Somehow it made me feel a bit better about my children's behavior until:
"Mama, do all China people have lines for eyes?" (Could she have said it any louder?????????)

Sunday, October 01, 2006

Keeping up appearances

Still along the same vein with Larysa....

She was sitting in the office chair behind me trying to give me a head massage when she announced in a horrified tone:

"Mum you've got lots of grey hair! When are you going to colour it to match the rest of your head?"

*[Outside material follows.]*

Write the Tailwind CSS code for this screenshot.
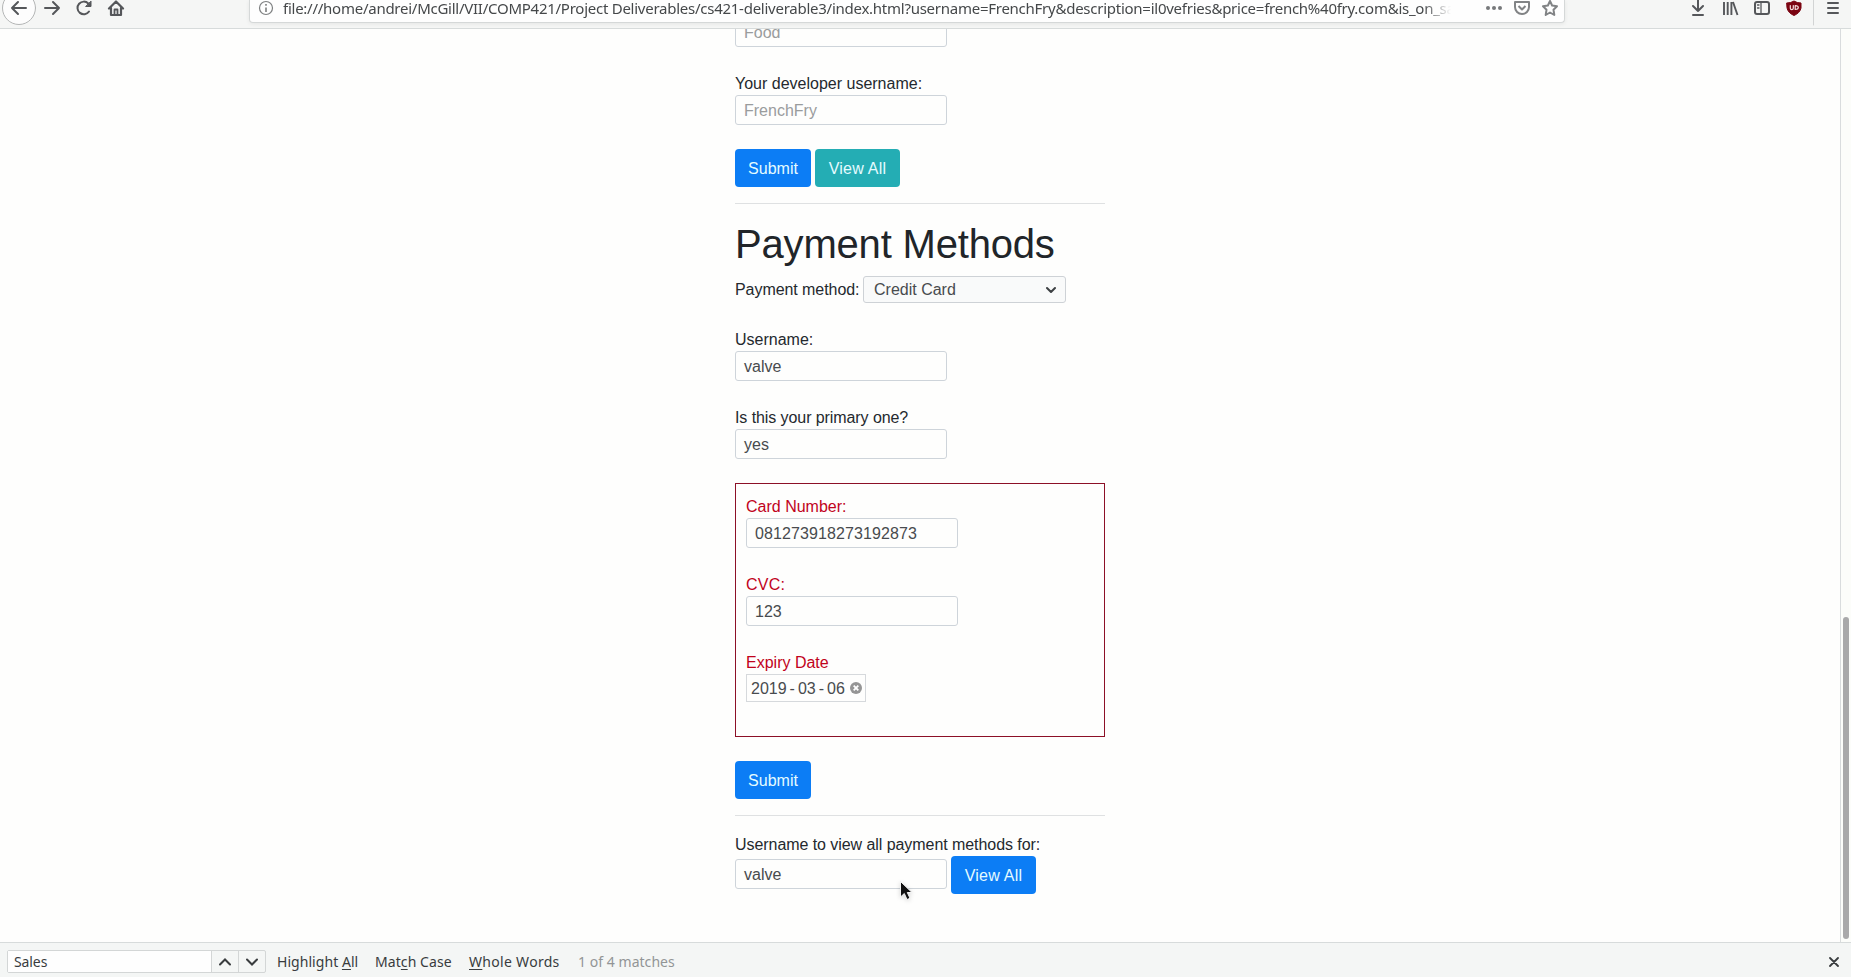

I was a bit disappointed, because, after years of colouring my roots to disguise my greys, I thought it time to abandon all pretenses, and go 'au naturel'. This was not a split-moment decision, but carefully thought-out based on: economics (I'd save myself at least 200 pounds a year), truth (it's time I faced the fact that I'm no spring chicken) and health (all those chemicals must be having some sort of effect on me).

I tried to explain as gently as possible how I was thinking of leaving it as is, but this just induced an even more horrified repsonse:
"Mum! You can't show up in the playground at school looking like my grandmother!!"

My God, she's just added about 20 years to my age and has now put me in that dreaded category of "parents who mortify their children". We're ready for our own Jerry Springer episode, complete with half-dressed young girl and her blousy still-more-undressed Mom duking it out on national tv - expletives bleeped out, of course.